Juarez Cirino dos Santos ensina:
“O princípio da lesividade proíbe a cominação, a aplicação
e a execução de penas e de medidas de segurança em casos de lesões irrelevantes
contra bens jurídicos protegidos na lei penal, porque considera o bem jurídico
do ponto de vista qualitativa (natureza do bem jurídico) e do ponto de vista
quantitativo (extensão da lesão do bem jurídico). 1. Do ponto de vista
qualitativo (natureza do bem jurídico), o princípio da lesividade impede a
criminalização primária e secundária excludente ou redutora das liberdades constitucionais
de pensamento, de consciência e de crença, de convicções filosóficas e
políticas ou de expressão da atividade intelectual, artística, científica ou de
comunicação, garantidas pela Constituição acima de qualquer restrição da
legislação penal. 2. Do ponto de vista quantitativo (extensão da lesão do bem
jurídico), o princípio da lesividade exclui a criminalização primária ou
secundária de lesões irrelevantes a bens jurídicos. Nessa medida, o princípio
da lesividade é a dimensão positiva do princípio da insignificância em Direito
Penal: lesões insignificantes de bens jurídicos protegidos, como a integridade
ou saúde corporal, a honra, a liberdade, a propriedade, a sexualidade etc, não
constituem crime” (SANTOS, Juarez Cirino dos. Manual de direito penal. 2 ed.

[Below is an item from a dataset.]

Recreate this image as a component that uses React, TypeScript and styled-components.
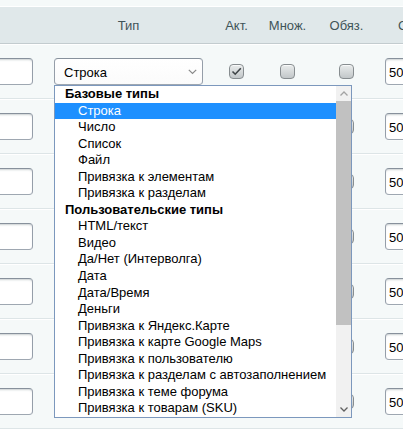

Florianópolis: Conceito, 2012. P. 14-15).
Sobre a tipicidade, leciona Rogério Greco:
[…] tipicidade significa “a subsunção perfeita da conduta
praticada pelo agente ao modelo abstrato previsto na lei penal, isto é, a um
tipo penal incriminador […]. A adequação da conduta do agente ao modelo
abstrato previsto na lei penal (tipo) faz surgir a tipicidade formal ou legal.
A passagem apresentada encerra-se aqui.